Take Nathan Lyon’s response when he was interviewed by the ABC after play on day two in Melbourne.
His face was amused but nonplussed as he talked about Konstas, as if he was describing the sight of a friend’s baby reaching out to touch the moon.
Konstas, he recalled, compared the Boxing Day Test to a grade game, then couldn’t find the MCG viewing box.
On The Grade Cricketer podcast, they’ve taken to discussing the development of Konstas’ prefrontal cortex, or more specifically, how much development remains.
That rhymes quite nicely with Lyon’s reflection on Konstas’ naivety and the idea that he probably doesn’t really understand the enormity of Boxing Day or the Baggy Green just yet.
His opening partner, Khawaja, threw two more bobs in once the series wrapped up in Sydney.
"He's got this sense of being arrogant but saying it with a smile on his face and you just can't take it seriously. You've got to get to know him."
And then, of course, there was his captain, Pat Cummins.

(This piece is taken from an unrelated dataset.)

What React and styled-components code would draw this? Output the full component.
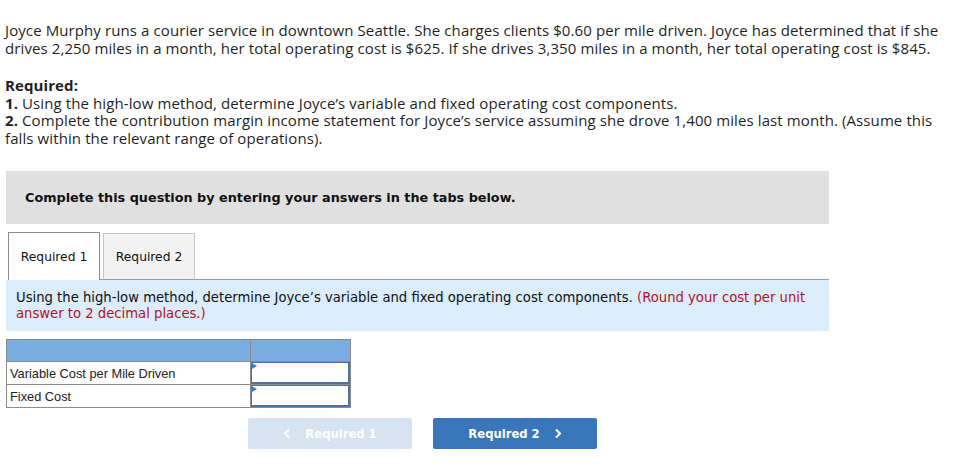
import React from "react";
import styled, { createGlobalStyle } from "styled-components";

const GlobalStyle = createGlobalStyle`
  body {
    margin: 0;
    background: #fff;
    color: #1f1f1f;
    font-family: "Open Sans", "Liberation Sans", sans-serif;
  }
`;

const Page = styled.div`
  width: 959px;
  padding: 22px 0 0 5px;
  box-sizing: border-box;
`;

const Para = styled.p`
  margin: 0 0 20px;
  width: 940px;
  font-size: 15px;
  line-height: 17.5px;
  letter-spacing: 0.1px;
`;

const Bold = styled.b`
  font-weight: 700;
`;

const Panel = styled.div`
  width: 823px;
  margin-left: 1px;
  margin-top: 24px;
`;

const Banner = styled.div`
  height: 53px;
  background: #e0e0e0;
  display: flex;
  align-items: center;
  padding-left: 19px;
  font-family: "DejaVu Sans", Verdana, sans-serif;
  font-weight: 700;
  font-size: 12.8px;
  color: #111;
`;

const TabRow = styled.div`
  display: flex;
  margin-top: 8px;
  padding-left: 2px;
  height: 48px;
  align-items: flex-end;
`;

const Tab = styled.div`
  width: 92px;
  height: ${(p) => (p.$active ? "48px" : "47px")};
  box-sizing: border-box;
  border: 1px solid ${(p) => (p.$active ? "#8a8a8a" : "#c4c4c4")};
  border-bottom: ${(p) => (p.$active ? "none" : "1px solid #9a9a9a")};
  background: ${(p) => (p.$active ? "#fff" : "#f2f2f2")};
  display: flex;
  align-items: center;
  justify-content: center;
  font-family: "DejaVu Sans", Verdana, sans-serif;
  font-size: 12.3px;
  color: #111;
`;

const TabGap = styled.div`
  width: 3px;
  align-self: stretch;
  border-bottom: 1px solid #9a9a9a;
`;

const TabFill = styled.div`
  flex: 1;
  align-self: stretch;
  border-bottom: 1px solid #9a9a9a;
`;

const Instructions = styled.div`
  background: #dbecfa;
  padding: 10px 10px 9px 10px;
  height: 51px;
  box-sizing: border-box;
  font-family: "DejaVu Sans", Verdana, sans-serif;
  font-size: 13.2px;
  line-height: 16px;
  color: #111;
`;

const Note = styled.span`
  color: #b4121e;
`;

const Table = styled.table`
  border-collapse: collapse;
  margin-top: 8px;
  font-family: "Liberation Sans", Arial, sans-serif;
  font-size: 12.8px;
  color: #222;
`;

const HeadCell = styled.td`
  background: #7aaee3;
  border: 1px solid #8c8c8c;
  height: 21px;
  padding: 0;
`;

const LabelCell = styled.td`
  width: 240px;
  height: 22px;
  border: 1px solid #8c8c8c;
  padding: 0 0 0 3px;
`;

const InputCell = styled.td`
  width: 99px;
  border: 1px solid #8c8c8c;
  padding: 0;
  position: relative;
`;

const Input = styled.div`
  height: 22px;
  box-sizing: border-box;
  border: 2px solid #4a72a4;
  border-top-width: 1px;
  border-left-width: 1px;
  background: #fff;
`;

const Marker = styled.span`
  position: absolute;
  left: 1px;
  top: 1px;
  width: 0;
  height: 0;
  border-top: 3px solid transparent;
  border-bottom: 3px solid transparent;
  border-left: 5px solid #3d7fd0;
`;

const NavRow = styled.div`
  display: flex;
  gap: 21px;
  margin-top: 10px;
  margin-left: 242px;
`;

const NavButton = styled.div`
  width: 164px;
  height: 31px;
  border-radius: 2px;
  background: ${(p) => (p.$disabled ? "#d7e3f1" : "#3a76ba")};
  color: #fff;
  display: flex;
  align-items: center;
  justify-content: center;
  gap: 14px;
  font-family: "DejaVu Sans", Verdana, sans-serif;
  font-weight: 700;
  font-size: 11.6px;
`;

const Chevron = ({ dir }) => (
  <svg width="8" height="11" viewBox="0 0 8 11">
    <path
      d={dir === "left" ? "M6 1.5 L2 5.5 L6 9.5" : "M2 1.5 L6 5.5 L2 9.5"}
      fill="none"
      stroke="#fff"
      strokeWidth="2"
    />
  </svg>
);

const rows = ["Variable Cost per Mile Driven", "Fixed Cost"];

export default function App() {
  return (
    <>
      <GlobalStyle />
      <Page>
        <Para>
          Joyce Murphy runs a courier service in downtown Seattle. She charges clients $0.60 per mile
          driven. Joyce has determined that if she drives 2,250 miles in a month, her total operating
          cost is $625. If she drives 3,350 miles in a month, her total operating cost is $845.
        </Para>
        <Para>
          <Bold>Required:</Bold>
          <br />
          <Bold>1.</Bold> Using the high-low method, determine Joyce’s variable and fixed operating cost
          components.
          <br />
          <Bold>2.</Bold> Complete the contribution margin income statement for Joyce’s service assuming
          she drove 1,400 miles last month. (Assume this falls within the relevant range of operations).
        </Para>
        <Panel>
          <Banner>Complete this question by entering your answers in the tabs below.</Banner>
          <TabRow>
            <Tab $active>Required 1</Tab>
            <TabGap />
            <Tab>Required 2</Tab>
            <TabFill />
          </TabRow>
          <Instructions>
            Using the high-low method, determine Joyce’s variable and fixed operating cost components.{" "}
            <Note>(Round your cost per unit answer to 2 decimal places.)</Note>
          </Instructions>
          <Table>
            <tbody>
              <tr>
                <HeadCell />
                <HeadCell />
              </tr>
              {rows.map((r) => (
                <tr key={r}>
                  <LabelCell>{r}</LabelCell>
                  <InputCell>
                    <Input />
                    <Marker />
                  </InputCell>
                </tr>
              ))}
            </tbody>
          </Table>
          <NavRow>
            <NavButton $disabled>
              <Chevron dir="left" />
              Required 1
            </NavButton>
            <NavButton>
              Required 2
              <Chevron dir="right" />
            </NavButton>
          </NavRow>
        </Panel>
      </Page>
    </>
  );
}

"We say the same to all of our players, just bring yourself every day and be yourself. Go about how you think represents yourself the best and how you want to play.”
"I think he's been really good this series. He [Konstas] stood up for himself as he needed to."
That might he the most definitive judgement of all, for Konstas, more than any other fresh selection in recent times, has immediately lived the ethos of the Cummins’ era.
Be yourself. Play your role. Help us win.
Whether he continues to do that should be the prism through which his next steps in Test cricket are judged. If the first couple of weeks are anything to go by, it’s going to be a lot of fun.